The notice which was served in this case was as follows:

“Notice to Quit.

“To Worthen & Company, or occupants:

“Notice is hereby given and extended that you are hereby required to quit, surrender up and deliver to West & Wheeler, the possession and occupancy of those certain premises described as follows, to-wit: 318 E. Pike Street, Seattle, Washington, which you hold of me; and to remove therefrom and vacate said premises on of before the 30th day of April, A. D. 1909, pursuant to the statute in such case made and provided; and you are further notified that on said 30th day of April, A. D. 1909, the relation of landlord and tenant heretofore existing between the undersigned and yourselves will thereupon cease and terminate. You are further notified that, in case of your failure so to do, you will be guilty of unlawful detainer and liable to an action for such unlawful detainer. L. M. Newman, Owner,

“By West & Wheeler, Inc., Agents.”

The first objection to this notice is, that it purports to terminate the tenancy and sever the relation of landlord and tenant on the 30th day of April, which is during the period of the tenancy; that the notice ought to have stated that it was terminated at the time the notice was given, such termination to take effect at the end of the month ending April 30. This criticism to our minds is highly hypercritical. If a strict, legal construction should be placed upon the manda*470tory provision of the statute to notify, the announcement which it is claimed by the appellants ought to have been made by the owner, that he terminated the lease, such termination to take effect at the end of the month, would amount to nothing; for the termination could not take effect under the provisions of the law before the end of the month, notwithstanding the announcement in the notice.

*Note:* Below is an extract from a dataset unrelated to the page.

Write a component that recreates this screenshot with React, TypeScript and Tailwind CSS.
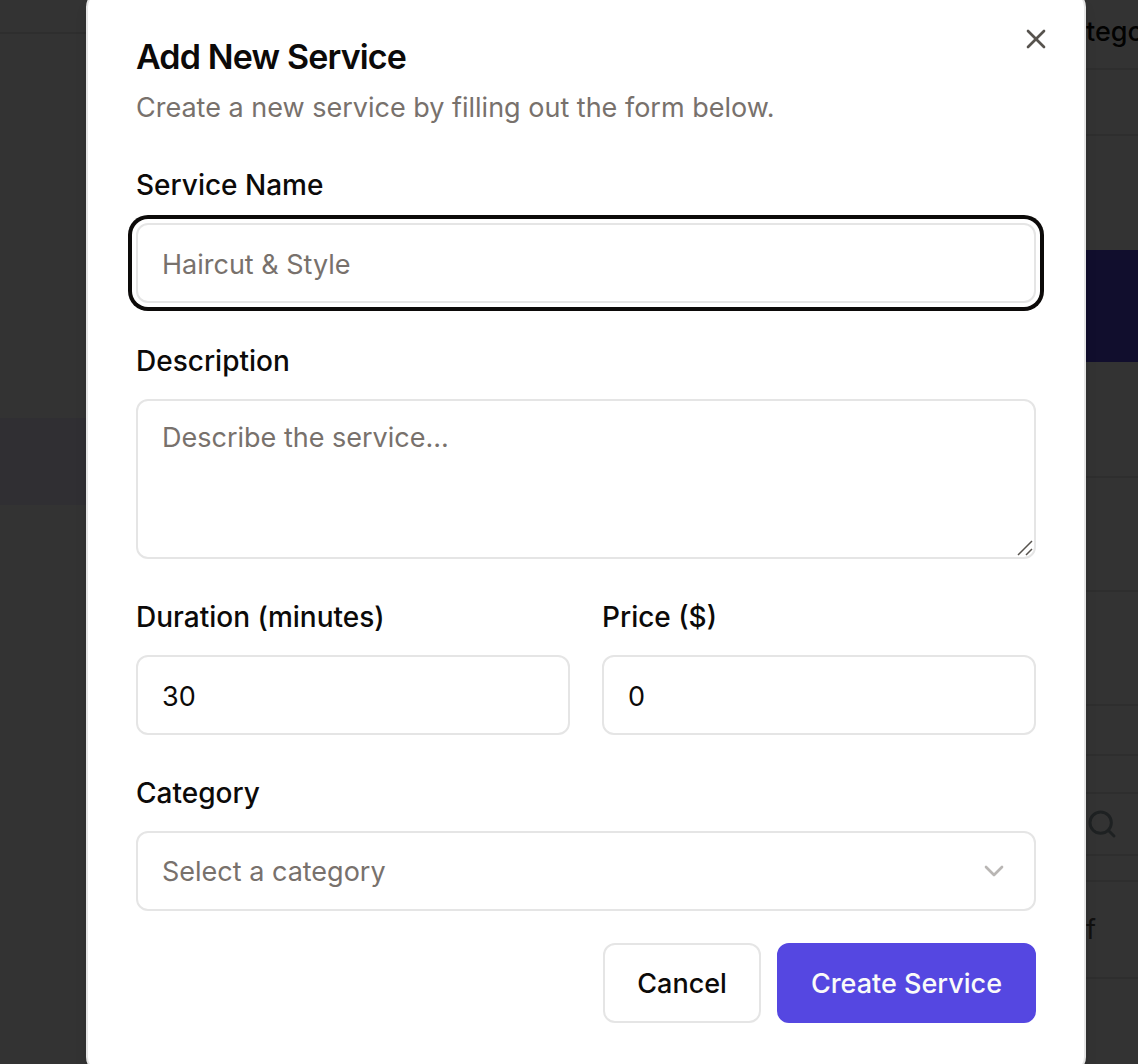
import type { ReactNode } from "react";
import { ChevronDown, Search, X } from "lucide-react";

const control =
  "block w-full rounded-xl border-2 border-[#e5e5e5] bg-white px-6 text-[27px] leading-10 text-[#0c0a09] outline-none placeholder:text-[#78716c] placeholder:opacity-100";

function Field({ id, label, children }: { id: string; label: string; children: ReactNode }) {
  return (
    <div className="flex min-w-0 flex-1 flex-col gap-[15px]">
      <label htmlFor={id} className="text-[28px] font-medium leading-[46px]">
        {label}
      </label>
      {children}
    </div>
  );
}

function Backdrop() {
  return (
    <div aria-hidden="true" className="absolute inset-0 flex justify-between overflow-hidden bg-white">
      <div className="w-24 shrink-0">
        <div className="h-[34px] border-b-2 border-[#e5e5e5]" />
        <div className="h-96" />
        <div className="h-[87px] bg-[#eeecff]" />
      </div>
      <div className="flex w-[52px] shrink-0 flex-col text-[27px] leading-10">
        <div className="h-[70px] border-b-2 border-[#e5e5e5] pt-3 font-medium">tego</div>
        <div className="h-[66px] border-b-2 border-[#e5e5e5]" />
        <div className="h-[114px]" />
        <div className="h-28 bg-[#5547e1]" />
        <div className="h-[116px] border-b-2 border-[#e5e5e5]" />
        <div className="h-[114px] border-b-2 border-[#e5e5e5]" />
        <div className="h-[114px] border-b-2 border-[#e5e5e5]" />
        <div className="h-[50px] border-b-2 border-[#e5e5e5]" />
        <div className="h-[38px] border-b-2 border-[#e5e5e5]" />
        <div className="flex h-[62px] items-center border-b-2 border-[#e5e5e5]">
          <Search className="size-8 shrink-0 text-[#94a3a8]" strokeWidth={2.25} />
        </div>
        <div className="h-[26px] border-b-2 border-[#e5e5e5]" />
        <div className="flex h-[97px] items-center border-b-2 border-[#e5e5e5] text-[#57534e]">f</div>
      </div>
    </div>
  );
}

export default function App() {
  return (
    <div className="fixed inset-0 font-['Inter',sans-serif] text-[#0c0a09] antialiased">
      <Backdrop />
      <div className="absolute inset-0 flex items-center overflow-hidden bg-black/80 pl-[86px] pr-[52px]">
        <div
          role="dialog"
          aria-labelledby="dialog-title"
          aria-describedby="dialog-description"
          className="relative w-full rounded-2xl border-2 border-[#e5e5e5] bg-white p-12 shadow-lg"
        >
          <h2 id="dialog-title" className="text-[34px] font-semibold leading-8 tracking-tight">
            Add New Service
          </h2>
          <p id="dialog-description" className="mt-3.5 text-[27px] leading-[42px] text-[#78716c]">
            Create a new service by filling out the form below.
          </p>

          <form className="mt-[33px] flex flex-col" onSubmit={(e) => e.preventDefault()}>
            <div className="flex flex-col gap-[35px]">
              <Field id="name" label="Service Name">
                <input
                  id="name"
                  type="text"
                  placeholder="Haircut & Style"
                  className={`${control} h-20 pt-0.5 ring-4 ring-[#0c0a09] ring-offset-4 ring-offset-white`}
                />
              </Field>
              <Field id="description" label="Description">
                <div className="relative">
                  <textarea
                    id="description"
                    placeholder="Describe the service..."
                    className={`${control} h-40 resize-none py-[17px]`}
                  />
                  <svg
                    viewBox="0 0 16 16"
                    className="pointer-events-none absolute bottom-[3px] right-[3px] size-4 stroke-[#57534e]"
                    strokeWidth="1.5"
                    aria-hidden="true"
                  >
                    <path d="M1 15 15 1M9 15l6-6" />
                  </svg>
                </div>
              </Field>
              <div className="flex gap-8">
                <Field id="duration" label="Duration (minutes)">
                  <input id="duration" type="number" defaultValue={30} className={`${control} h-20 pt-0.5`} />
                </Field>
                <Field id="price" label="Price ($)">
                  <input id="price" type="number" defaultValue={0} className={`${control} h-20 pt-0.5`} />
                </Field>
              </div>
              <Field id="category" label="Category">
                <div className="relative">
                  <select id="category" className={`${control} h-20 appearance-none pt-0.5 text-[#78716c]`}>
                    <option>Select a category</option>
                  </select>
                  <ChevronDown
                    className="pointer-events-none absolute right-[26px] top-6 size-8 text-[#b9b6b4]"
                    aria-hidden="true"
                  />
                </div>
              </Field>
            </div>
            <div className="mt-8 flex justify-end gap-4">
              <button
                type="button"
                className="h-20 rounded-xl border-2 border-[#e5e5e5] bg-white px-8 pt-0.5 text-[27px] font-medium"
              >
                Cancel
              </button>
              <button
                type="submit"
                className="h-20 rounded-xl border-2 border-[#5547e1] bg-[#5547e1] px-8 pt-0.5 text-[27px] font-medium text-[#fafaf9]"
              >
                Create Service
              </button>
            </div>
          </form>

          <button type="button" aria-label="Close" className="absolute right-8 top-[30px] text-[#57534e]">
            <X className="size-8" />
          </button>
        </div>
      </div>
    </div>
  );
}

It is claimed by the appellants that the notice was defective in that it attempted to terminate the tenancy during the month of April; that is, on the 30th day, instead of at the expiration of the month, as the statute provides. It is conceded that it was served more than twenty days prior to the expiration of the month, and it seems to us that this concession carries with it the concession that it must have been served more than twenty days prior to the time fixed in the notice for the vacation of the premises. Under the strict construction contended for by the appellant, it is true it would not be subject to the action of forcible detainer until the last minute of the last day of April 30; but the same strict construction would prevent its occupancy of the premises on the first minute of the first day of the next month. So that it behooved it under the law to vacate the premises during the month of April. It is evident to our minds that a person of ordinary understanding would have no difficulty in determining from this notice that he was required to vacate the premises before the first day of May, and that, if he continued on the premises after that time, it was because he desired to do so in spite of the notice given by the owner.

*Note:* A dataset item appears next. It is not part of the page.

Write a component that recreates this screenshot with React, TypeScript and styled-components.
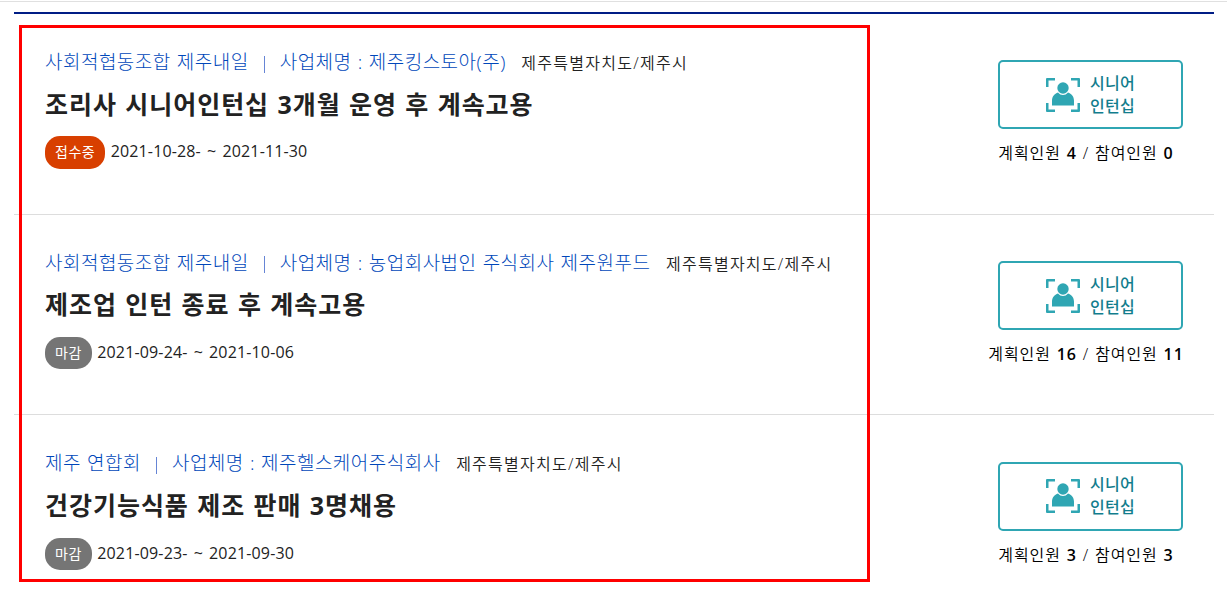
import React from 'react';
import styled, { createGlobalStyle } from 'styled-components';

const GlobalStyle = createGlobalStyle`
  body {
    margin: 0;
    background-color: #fff;
    color: #222;
    font-family: "Open Sans", "Noto Sans CJK KR", sans-serif;
    overflow: hidden;
  }
`;

const Page = styled.div`
  position: relative;
  height: 598px;
  border-top: 1px solid #e0e0e0;
  margin-top: 1px;
  padding: 10px 14px 0;
  box-sizing: border-box;
`;

const JobList = styled.ul`
  list-style: none;
  margin: 0;
  padding: 0;
  width: 1200px;
  border-top: 2px solid #001d85;
`;

const JobItem = styled.li`
  display: flex;
  justify-content: space-between;
  box-sizing: border-box;
  height: 200.6px;
  padding: 33.1px 31px 0;
  border-bottom: 1px solid #ddd;

  &:last-child {
    border-bottom: none;
  }
`;

const JobInfo = styled.div`
  display: flex;
  flex-direction: column;
`;

const CompanyLine = styled.div`
  display: flex;
  align-items: baseline;
  height: 30px;
  line-height: 30px;
  white-space: pre;
`;

const Company = styled.span`
  color: #0047ba;
  font-size: 19px;
  font-weight: 300;
  letter-spacing: 0.48px;
  word-spacing: 0.7px;
`;

const Divider = styled.span`
  display: inline-block;
  width: 1px;
  height: 17px;
  margin: 0 15px;
  background-color: #6685d5;
  vertical-align: -3.5px;
`;

const Region = styled.span`
  margin-left: 15.5px;
  font-size: 16px;
  font-weight: 350;
  letter-spacing: 1.27px;
`;

const Title = styled.h3`
  margin: 8.6px 0 0;
  height: 36px;
  line-height: 36px;
  font-size: 25px;
  font-weight: bold;
  letter-spacing: 0.97px;
  word-spacing: 0.9px;
  white-space: pre;
`;

const PeriodLine = styled.div`
  display: flex;
  align-items: flex-start;
  gap: 5.5px;
  margin-top: 14.8px;
`;

const Status = styled.span<{ $open?: boolean }>`
  height: 32.3px;
  line-height: 31px;
  padding: 0 10px;
  border-radius: 15px;
  background-color: ${({ $open }) => ($open ? '#d83f00' : '#757575')};
  color: #fff;
  font-size: 14px;
  letter-spacing: 0.5px;
`;

const Period = styled.span`
  line-height: 31px;
  font-size: 16px;
  font-weight: 400;
  letter-spacing: 0.15px;
  word-spacing: 1.8px;
  white-space: pre;
`;

const Side = styled.div`
  display: flex;
  flex-direction: column;
  align-items: center;
  width: 185px;
  padding-top: 13.35px;
`;

const TypeBox = styled.div`
  display: flex;
  align-items: center;
  justify-content: center;
  gap: 10px;
  box-sizing: border-box;
  flex: none;
  width: 185px;
  height: 69px;
  border: 2px solid #2fa6b3;
  border-radius: 5px;
  color: #127d8d;
  font-size: 16px;
  font-weight: 500;
  line-height: 23px;
  letter-spacing: 0.2px;
`;

const Count = styled.p`
  margin: 10px 0 0;
  padding-right: 9px;
  line-height: 28px;
  color: #000;
  font-size: 16px;
  font-weight: 350;
  letter-spacing: 0.9px;
  word-spacing: 0.9px;
  white-space: pre;

  strong {
    font-weight: 600;
  }
`;

// 강조 영역 표시
const Highlight = styled.div`
  position: absolute;
  left: 19px;
  top: 23px;
  width: 851px;
  height: 557px;
  box-sizing: border-box;
  border: 3px solid #f00;
  pointer-events: none;
`;

interface Job {
  org: string;
  company: string;
  region: string;
  title: string;
  open: boolean;
  period: string;
  plan: number;
  joined: number;
}

const jobs: Job[] = [
  {
    org: '사회적협동조합 제주내일',
    company: '제주킹스토아(주)',
    region: '제주특별자치도/제주시',
    title: '조리사 시니어인턴십 3개월 운영 후 계속고용',
    open: true,
    period: '2021-10-28- ~ 2021-11-30',
    plan: 4,
    joined: 0,
  },
  {
    org: '사회적협동조합 제주내일',
    company: '농업회사법인 주식회사 제주원푸드',
    region: '제주특별자치도/제주시',
    title: '제조업 인턴 종료 후 계속고용',
    open: false,
    period: '2021-09-24- ~ 2021-10-06',
    plan: 16,
    joined: 11,
  },
  {
    org: '제주 연합회',
    company: '제주헬스케어주식회사',
    region: '제주특별자치도/제주시',
    title: '건강기능식품 제조 판매 3명채용',
    open: false,
    period: '2021-09-23- ~ 2021-09-30',
    plan: 3,
    joined: 3,
  },
];

const SeniorIcon: React.FC = () => (
  <svg width="34" height="34" viewBox="0 0 34 34" fill="#2fa6b3">
    <path d="M1 0h8v2.5H2.5V9H0V1a1 1 0 0 1 1-1zM25 0h8a1 1 0 0 1 1 1v8h-2.5V2.5H25zM0 25h2.5v6.5H9V34H1a1 1 0 0 1-1-1zM31.5 25H34v8a1 1 0 0 1-1 1h-8v-2.5h6.5z" />
    <circle cx="17" cy="10" r="5.7" />
    <path d="M6 27.5v-4.7c0-4.2 2.5-7.3 6-8.3 1.4 1.7 3.2 2.500 5 2.500s3.600-.8 5-2.500c3.500 1 6 4.100 6 8.300v4.700z" />
  </svg>
);

const App: React.FC = () => {
  return (
    <>
      <GlobalStyle />
      <Page>
        <JobList>
          {jobs.map((job) => (
            <JobItem key={job.title}>
              <JobInfo>
                <CompanyLine>
                  <Company>
                    {job.org}
                    <Divider />
                    사업체명 : {job.company}
                  </Company>
                  <Region>{job.region}</Region>
                </CompanyLine>
                <Title>{job.title}</Title>
                <PeriodLine>
                  <Status $open={job.open}>{job.open ? '접수중' : '마감'}</Status>
                  <Period>{job.period}</Period>
                </PeriodLine>
              </JobInfo>
              <Side>
                <TypeBox>
                  <SeniorIcon />
                  <span>
                    시니어
                    <br />
                    인턴십
                  </span>
                </TypeBox>
                <Count>
                  계획인원 <strong>{job.plan}</strong> / 참여인원 <strong>{job.joined}</strong>
                </Count>
              </Side>
            </JobItem>
          ))}
        </JobList>
        <Highlight />
      </Page>
    </>
  );
};

export default App;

Under the testimony there can be no question of the amount of the damages which the respondent was entitled to, and if our construction of the notice is correct, the tender pleaded by the appellants was of no effect. Neither can there be any question, under the provisions of the statute, in relation to the double damages. Rem. & Bal. Code, § 827, among other things, provides as follows:

“The jury, or the court if the proceedings be tried without a jury, shall also assess the damages occasioned to the *471plaintiff by any forcible entry, or by any forcible or unlawful detainer, alleged in the complaint and proved on the trial, and if the alleged unlawful detainer be after default in the payment of rent, find the amount of any rent due, and the judgment shall be rendered against the defendant guilty of the forcible entry, forcible detainer, or unlawful detainer for twice the amount of damages thus assessed and of the rent, if any, found due.”

It is also contended that the court erred in finding that, on April 10, 1909, -the respondent caused to be served on the appellants the demand in writing above referred to. There is some conflict in the testimony on this proposition, but from an examination of the testimony we do not feel that we would be justified in interfering with the finding of the court in that regard.

The judgment will be affirmed.

Rudkin, C. J., Parker, Mount, and Crow, JJ., concur.